The curious thing is that in both cases, talking is the solution. However, honest and productive conversation may require a mediator if the relationships have broken down too far.
If key relationships are strained or hurting, it’s best to move quickly on this in order to pursue forgiveness and reconciliation. If you allow this to leak into the congregation, it is much more difficult to resolve.
Above all, put the church above personal agendas.
3) Unmet expectations
Unfulfilled expectations comprise a significant element of the relational failures I mentioned in the previous point. But this is such a significant issue that I’m listing it on its own to take a closer look.
James 4:1-2 tells us that we fight with each other because we don’t get what we want.
The variations of the story are limitless. And even when good Christian leaders don’t experience what they believe was agreed upon, or perceive is best for the church, buttons get pushed and previously well laid plans no longer work.
You can see the connectivity from power struggles to relational breakdowns and unmet expectations.
If you know to look for these things, and do your best to prevent them upfront, you will be ahead of the game.
Succession plans do work.
One of my favorite churches and great examples is Christ Fellowship in Palm Beach, Florida. The founding and senior pastor, Tom Mullins, and team lead a beautiful transition to his son and now senior pastor, Todd Mullins. The church continues to grow and thrive.
4 guidelines to a successful transition:
1) Gain agreement on your approach.
It’s important to make sure the board and key leaders agree on what they believe is the best approach to a succession plan and its execution.
It may surprise you, but the key leaders of many churches don’t believe a plan is necessary. They believe that God will take care of it.
God will take care of it, but He may also have a plan.
Other church leaders believe that the current pastor should select, train and install the next pastor. What does your board believe about this approach?
Still other churches, especially denominationally-affiliated churches, state that the denominational leaders will select the next pastor. This often involves the potential new pastor preaching, and the congregation votes.

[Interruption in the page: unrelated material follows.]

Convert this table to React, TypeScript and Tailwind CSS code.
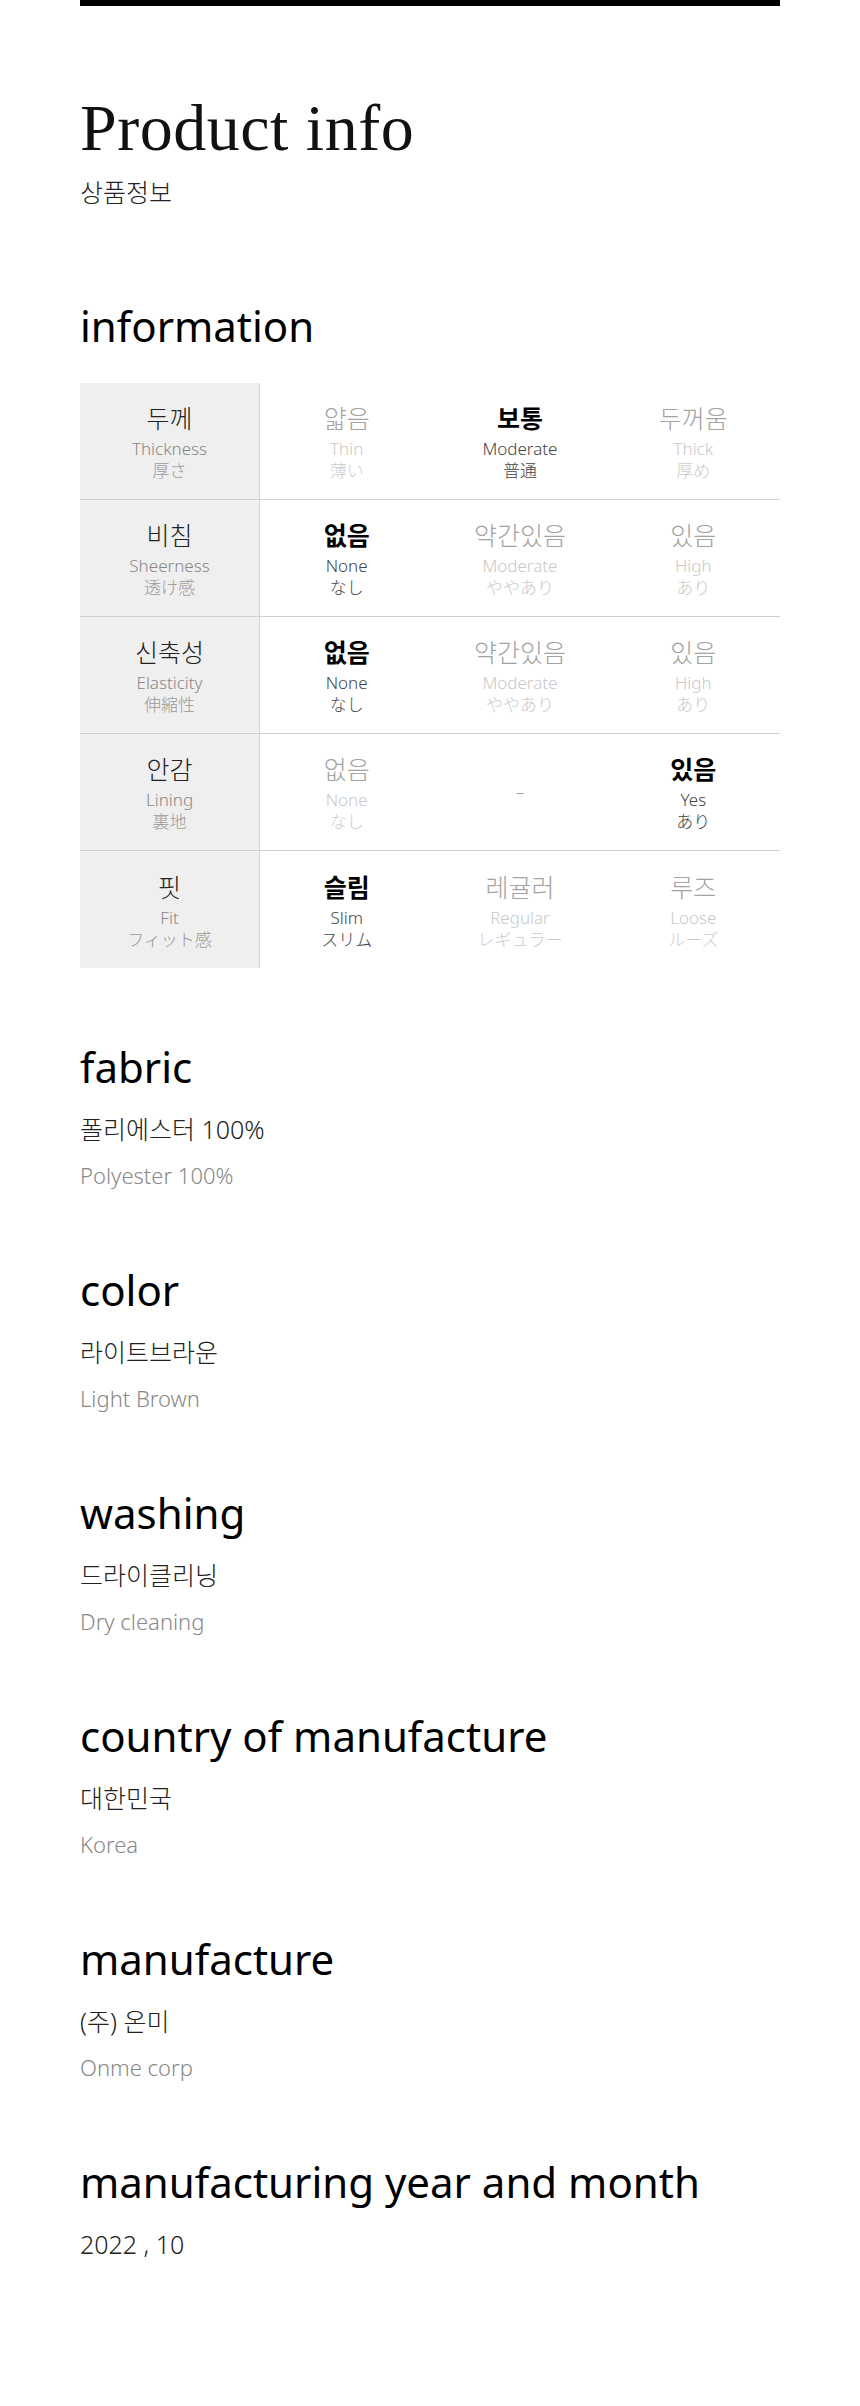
import React from "react"

// 상품정보 — 두께/비침/신축성/안감/핏 표 + 소재/색상/세탁/제조 정보.

type Option = { ko: string; en: string; ja: string; on?: boolean } | null

interface SpecRow {
  ko: string
  en: string
  ja: string
  options: Option[]
}

const SANS = "font-['Noto_Sans','Noto_Sans_CJK_KR','Noto_Sans_CJK_JP',sans-serif]"
const JA = "font-['Noto_Sans','Noto_Sans_CJK_JP',sans-serif]"

const ROWS: SpecRow[] = [
  {
    ko: "두께",
    en: "Thickness",
    ja: "厚さ",
    options: [
      { ko: "얇음", en: "Thin", ja: "薄い" },
      { ko: "보통", en: "Moderate", ja: "普通", on: true },
      { ko: "두꺼움", en: "Thick", ja: "厚め" },
    ],
  },
  {
    ko: "비침",
    en: "Sheerness",
    ja: "透け感",
    options: [
      { ko: "없음", en: "None", ja: "なし", on: true },
      { ko: "약간있음", en: "Moderate", ja: "ややあり" },
      { ko: "있음", en: "High", ja: "あり" },
    ],
  },
  {
    ko: "신축성",
    en: "Elasticity",
    ja: "伸縮性",
    options: [
      { ko: "없음", en: "None", ja: "なし", on: true },
      { ko: "약간있음", en: "Moderate", ja: "ややあり" },
      { ko: "있음", en: "High", ja: "あり" },
    ],
  },
  {
    ko: "안감",
    en: "Lining",
    ja: "裏地",
    options: [
      { ko: "없음", en: "None", ja: "なし" },
      null,
      { ko: "있음", en: "Yes", ja: "あり", on: true },
    ],
  },
  {
    ko: "핏",
    en: "Fit",
    ja: "フィット感",
    options: [
      { ko: "슬림", en: "Slim", ja: "スリム", on: true },
      { ko: "레귤러", en: "Regular", ja: "レギュラー" },
      { ko: "루즈", en: "Loose", ja: "ルーズ" },
    ],
  },
]

const DETAILS: { title: string; ko: string; en?: string }[] = [
  { title: "fabric", ko: "폴리에스터 100%", en: "Polyester 100%" },
  { title: "color", ko: "라이트브라운", en: "Light Brown" },
  { title: "washing", ko: "드라이클리닝", en: "Dry cleaning" },
  { title: "country of manufacture", ko: "대한민국", en: "Korea" },
  { title: "manufacture", ko: "(주) 온미", en: "Onme corp" },
  { title: "manufacturing year and month", ko: "2022 , 10" },
]

function Cell({ ko, en, ja, tone }: { ko: string; en: string; ja: string; tone: "head" | "on" | "off" }) {
  const koCls =
    tone === "on" ? "font-bold text-black" : tone === "head" ? "font-light text-[#222]" : "font-light text-[#a3a3a3]"
  const enCls = tone === "on" ? "text-[#444]" : tone === "head" ? "text-[#888]" : "text-[#c8c8c8]"
  const jaCls = tone === "on" ? "text-[#444]" : tone === "head" ? "text-[#999]" : "text-[#cccccc]"
  return (
    <div className="flex flex-col items-center text-center">
      <p className={`text-[25px] leading-[36px] ${koCls}`}>{ko}</p>
      <p className={`mt-[2px] text-[17px] font-light leading-[22px] ${enCls}`}>{en}</p>
      <p className={`${JA} text-[17px] font-light leading-[22px] ${jaCls}`}>{ja}</p>
    </div>
  )
}

export default function App() {
  return (
    <div className={`${SANS} min-h-[2406px] bg-white px-[80px] text-black`}>
      <div className="h-[6px] bg-black" />

      <h1 className="mt-[89px] font-['Liberation_Serif',serif] text-[66px] font-normal leading-none tracking-[0.5px] text-[#111]">
        Product info
      </h1>
      <p className="mt-[13px] text-[25px] font-light leading-[36px] text-[#222]">상품정보</p>

      <h2 className="mt-[91px] text-[42px] font-normal leading-[50px]">information</h2>

      <div className="mt-[32px]">
        {ROWS.map((row, i) => (
          <div
            key={row.en}
            className={[
              "flex h-[117px]",
              i < ROWS.length - 1 ? "border-b border-[#cfcfcf]" : "",
            ].join(" ")}
          >
            <div className="flex w-[180px] shrink-0 items-center justify-center border-r border-[#d4d4d4] bg-[#efefef]">
              <Cell ko={row.ko} en={row.en} ja={row.ja} tone="head" />
            </div>
            <div className="grid flex-1 grid-cols-3">
              {row.options.map((opt, j) => (
                <div key={j} className="flex items-center justify-center">
                  {opt ? (
                    <Cell ko={opt.ko} en={opt.en} ja={opt.ja} tone={opt.on ? "on" : "off"} />
                  ) : (
                    <span className="text-[17px] font-light text-[#999]">–</span>
                  )}
                </div>
              ))}
            </div>
          </div>
        ))}
      </div>

      <div className="mt-[74px] flex flex-col gap-[75px] pb-[140px]">
        {DETAILS.map((d) => (
          <section key={d.title}>
            <h3 className="text-[42px] font-normal leading-[50px]">{d.title}</h3>
            <p className="mt-[20px] text-[25px] font-light leading-[34px] text-[#222]">{d.ko}</p>
            {d.en && <p className="mt-[14px] text-[22px] font-light leading-[30px] text-[#888]">{d.en}</p>}
          </section>
        ))}
      </div>
    </div>
  )
}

You can see how diverse these approaches are, and why a plan needs to be agreed upon before the need arises.
2) Gain agreement on the right timing.
Is it the right timing for a transition? Why is it the right timing? Does the pastor want to make the transition? Is the church ready?
Most leaders want to continue to be useful, and it can be difficult to embrace the idea of change. At the same time, honor is due and there is likely no need to rush the process.
This process must be handled by Godly, prayerful, and highly-trusted leaders, likely your church board.
Talk in the hallways is never helpful. Prayer in leader’s prayer closets is the answer. This process leads to honest and mature conversations to ensure that everyone is ready, and it is the right time.
3) How the baton is passed can make or break the transition.
When a plan fails, we have learned that it’s rarely the fault of the current senior pastor. It’s equally unusual that the new senior pastor has caused the breakdown.
It’s the gap between the two that causes the issue.
It’s not unlike two runners in an Olympic relay race. Both runners are world-class, but the entire race can be won or lost in the passing of the baton.
Three key questions are:
- How is the baton of vision passed on?
- How is the baton of authority passed on?
- How is the baton of decision-making passed on?
4) Pray and allow the plan to breathe!
The end goal is not for the succession plan to be perfectly executed, the goal is for the transition to work effectively so that the congregation continues to flourish!
Give the Holy Spirit room to move. You may need to make slight adjustments to timelines, financial plans, or ministry agreements during and after the transition.
I’m not suggesting wholesale changes, but you would be amazed how much oxygen you get from a little flexibility in responding to what was not foreseen.